Laufzeit: 03.2016 - 10.2018
Prinzip des zweistufigen Konterschneidens
Bedingt durch die Forderung nach gratfreien Bauteilen im Scherschneidprozess zur Einsparung von nachgelagerten
Prozessen, wie z.B. dem Trovalisieren, wurde 2015 ein neuer Arbeitskreis am IFU gegründet. Das Ziel des Arbeitskreises, bestehend aus der FGU mbH und einem Industriekonsortium aus ca. 10 Unternehmen, bildet das Erarbeiten und Auffinden von verbesserten Schneidparametern zum gratfreien Schneiden mit einer hohen Schnittflächenqualität und Prozessstabilität mittels des zweistufigen Konterschneidens.
Im Rahmen dieser Arbeiten für das Konsortium wurden zahlreiche experimentelle Parameterstudien mit einer
Rundloch- bzw. Trapezgeometrie zur Verbesserung der Schneidparameter beim zweistufigen Konterschneiden durchgeführt. Es konnten durch die gezielte Wahl von Prozessparametern gratfreie Bauteile mit einer hohen Schnittflächenqualität hergestellt werden. Anhand von Dauerlaufversuchen konnte zudem die Prozessstabiliät hinsichtlich Gratfreiheit in drei Versuchsreihen mit je 100.000 Hüben nachgewiesen werden.
Laufzeit: 11.2015 - 10.2017
3D- Auswertung des Körperschallsignals beim Schneiden mit einem neuwertigen und einem verschlissen Schneidstempel
Im Rahmen dieses Fördervorhabens werden in Zusammenarbeit mit der der Firma QASS GmbH grundlegende physikalische Mechanismen zur Bestimmung des Verschleißes an Scherschneidwerkzeugen im Prozess untersucht. Da eine direkte Messung des Verschleißes aufgrund der hohen Hubzahl und der Unzugänglichkeit des Prozesses nicht möglich ist, wird auf eine indirekte Messung mittels Körperschall und Schneidkraftmessung zurückgegriffen. Der Fokus der Untersuchung liegt dabei auf der Korrelation des Verschleißes an Stanzwerkzeugen in Stanz-Nibbelmaschinen mit Körperschall- und Kraftsignalen. Zwar existieren bereits auf Kraft- und Körperschallsignal basierende Auswerteverfahren, bei denen über eingelernte Signalverläufe Werkzeugbrüche und Fremdkörper wie Späne oder Stanzschrott erkannt werden, jedoch fehlt ein Verfahren, das zuverlässig den Verschleiß an einem Schneidwerkzeug quantifizieren kann und somit durch rechtzeitiges Erkennen verschlissener Werkzeuge Ausschussteile vermeidet und Stempelbrüchen und Produktionsunterbrechungen vorbeugt.

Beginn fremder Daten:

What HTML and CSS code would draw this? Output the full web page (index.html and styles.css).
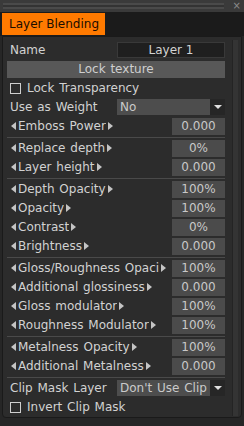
FILE: index.html
```html
<!DOCTYPE html>
<html>
<head>
<meta charset="utf-8">
<link rel="stylesheet" href="styles.css">
</head>
<body>
<div class="win">
  <div class="titlebar"><div class="grip"></div><span class="close">×</span></div>
  <div class="tabbar"><div class="tab">Layer Blending</div></div>
  <div class="panel">
    <div class="content">
      <div class="row name-row"><span class="lbl">Name</span><div class="field">Layer 1</div></div>
      <div class="btn">Lock texture</div>
      <div class="check-row"><span class="box"></span><span class="lbl">Lock Transparency</span></div>
      <div class="row sel-row"><span class="lbl">Use as Weight</span><div class="select"><span class="sel-val">No</span><span class="sel-arrow"></span></div></div>
      <div class="slider"><span class="al"></span><span class="sl-lbl">Emboss Power</span><span class="ar"></span><span class="val">0.000</span></div>
      <div class="sep"></div>
      <div class="slider"><span class="al"></span><span class="sl-lbl">Replace depth</span><span class="ar"></span><span class="val">0%</span></div>
      <div class="slider"><span class="al"></span><span class="sl-lbl">Layer height</span><span class="ar"></span><span class="val">0.000</span></div>
      <div class="sep"></div>
      <div class="slider"><span class="al"></span><span class="sl-lbl">Depth Opacity</span><span class="ar"></span><span class="val">100%</span></div>
      <div class="slider"><span class="al"></span><span class="sl-lbl">Opacity</span><span class="ar"></span><span class="val">100%</span></div>
      <div class="slider"><span class="al"></span><span class="sl-lbl">Contrast</span><span class="ar"></span><span class="val">0%</span></div>
      <div class="slider"><span class="al"></span><span class="sl-lbl">Brightness</span><span class="ar"></span><span class="val">0.000</span></div>
      <div class="sep"></div>
      <div class="slider"><span class="al"></span><span class="sl-lbl">Gloss/Roughness Opaci</span><span class="ar"></span><span class="val">100%</span></div>
      <div class="slider"><span class="al"></span><span class="sl-lbl">Additional glossiness</span><span class="ar"></span><span class="val">0.000</span></div>
      <div class="slider"><span class="al"></span><span class="sl-lbl">Gloss modulator</span><span class="ar"></span><span class="val">100%</span></div>
      <div class="slider"><span class="al"></span><span class="sl-lbl">Roughness Modulator</span><span class="ar"></span><span class="val">100%</span></div>
      <div class="sep"></div>
      <div class="slider"><span class="al"></span><span class="sl-lbl">Metalness Opacity</span><span class="ar"></span><span class="val">100%</span></div>
      <div class="slider"><span class="al"></span><span class="sl-lbl">Additional Metalness</span><span class="ar"></span><span class="val">0.000</span></div>
      <div class="sep"></div>
      <div class="row clip-row"><span class="lbl">Clip Mask Layer</span><div class="select"><span class="sel-val">Don't Use Clip</span><span class="sel-arrow"></span></div></div>
      <div class="check-row invert"><span class="box"></span><span class="lbl">Invert Clip Mask</span></div>
    </div>
    <div class="scroll"></div>
  </div>
</div>
</body>
</html>
```

FILE: styles.css
```css
* { box-sizing: border-box; }
html, body {
  margin: 0;
  padding: 0;
  background: #262626;
}
body {
  width: 244px;
  height: 426px;
  overflow: hidden;
  font-family: "DejaVu Sans", sans-serif;
  font-size: 12px;
  color: #d2d2d2;
}
.win {
  width: 244px;
  height: 426px;
  display: flex;
  flex-direction: column;
}
.titlebar {
  height: 12px;
  background: #3a3a3a;
  display: flex;
  align-items: center;
  padding: 0 3px;
}
.grip {
  width: 222px;
  height: 6px;
  border-top: 2px solid #4a4a4a;
  border-bottom: 2px solid #4a4a4a;
  background: #333;
}
.close {
  margin-left: 9px;
  font-size: 10px;
  line-height: 10px;
  color: #8a8a8a;
}
.tabbar {
  height: 24px;
  background: #1b1b1b;
  padding: 1px 0 0 2px;
}
.tab {
  width: 103px;
  height: 22px;
  background: #ff7a00;
  color: #1a0d00;
  padding-left: 7px;
  line-height: 22px;
}
.panel {
  width: 240px;
  height: 382px;
  margin-left: 2px;
  background: #2c2c2c;
  border: 1px solid #1a1a1a;
  border-radius: 0 0 4px 4px;
  display: flex;
}
.content {
  width: 222px;
  padding: 5px 0 0 4px;
  display: flex;
  flex-direction: column;
}
.scroll {
  margin: 3px 0 1px 7px;
  width: 6px;
  background: #343434;
  border-left: 1px solid #242424;
}
.row {
  display: flex;
  align-items: center;
  white-space: nowrap;
}
.lbl {
  padding-left: 3px;
  word-spacing: 1px;
}
.name-row {
  height: 16px;
  justify-content: space-between;
}
.field {
  width: 108px;
  height: 16px;
  background: #1f1f1f;
  border: 1px solid #393939;
  text-align: center;
  line-height: 14px;
}
.btn {
  margin-top: 3px;
  height: 17px;
  background: #585858;
  text-align: center;
  line-height: 17px;
  color: #cfcfcf;
  word-spacing: 1px;
}
.check-row {
  height: 21px;
  display: flex;
  align-items: center;
  white-space: nowrap;
}
.box {
  width: 11px;
  height: 11px;
  margin-left: 3px;
  margin-right: 4px;
  border: 1px solid #cfcfcf;
}
.check-row .lbl { padding-left: 2px; }
.sel-row {
  height: 16px;
  margin-bottom: 3px;
}
.select {
  margin-left: auto;
  width: 108px;
  height: 16px;
  display: flex;
}
.sel-val {
  flex: 1;
  background: #4d4d4d;
  color: #cacaca;
  padding-left: 3px;
  line-height: 16px;
  word-spacing: 1px;
}
.sel-arrow {
  width: 15px;
  background: #262626;
  position: relative;
}
.sel-arrow::after {
  content: "";
  position: absolute;
  left: 4px;
  top: 6px;
  border-left: 4px solid transparent;
  border-right: 4px solid transparent;
  border-top: 4px solid #e0e0e0;
}
.slider {
  height: 17px;
  margin-bottom: 2px;
  display: flex;
  align-items: center;
  white-space: nowrap;
}
.al, .ar {
  flex: none;
  width: 0;
  height: 0;
  border-top: 4px solid transparent;
  border-bottom: 4px solid transparent;
}
.al {
  margin-left: 4px;
  border-right: 5px solid #c4c4c4;
}
.ar {
  margin-left: 2px;
  border-left: 5px solid #c4c4c4;
}
.sl-lbl {
  padding-left: 2px;
  overflow: hidden;
  word-spacing: 1px;
}
.val {
  flex: none;
  margin-left: auto;
  width: 53px;
  height: 17px;
  background: #4b4b4b;
  color: #c8c8c8;
  text-align: center;
  line-height: 17px;
}
.sep {
  height: 1px;
  background: #4a4a4a;
  margin-bottom: 2px;
}
.clip-row {
  height: 17px;
}
.invert {
  height: 20px;
  margin-top: 1px;
}
```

Die Besonderheit bei der Entwicklung des neuartigen Messgeräts liegt in der dreidimensionalen Echtzeitauswertung (Zeit, Frequenz und Amplitude) des Körperschallsignals in Kombination mit der Schneidkraftmessung, wodurch sich Veränderungen des Schneidvorgangs sehr genau detektieren lassen. Nach umfangreichen Analysen des Schneidprozesses konnte mit einem ersten Prototyp des Messgeräts die prinzipielle Machbarkeit der in-situ-Verschleißmessung nachgewiesen werden. Die Herausforderung bei der weiteren Umsetzung besteht nun in der Integration robuster Verschleißalgorithmen im Messgerät.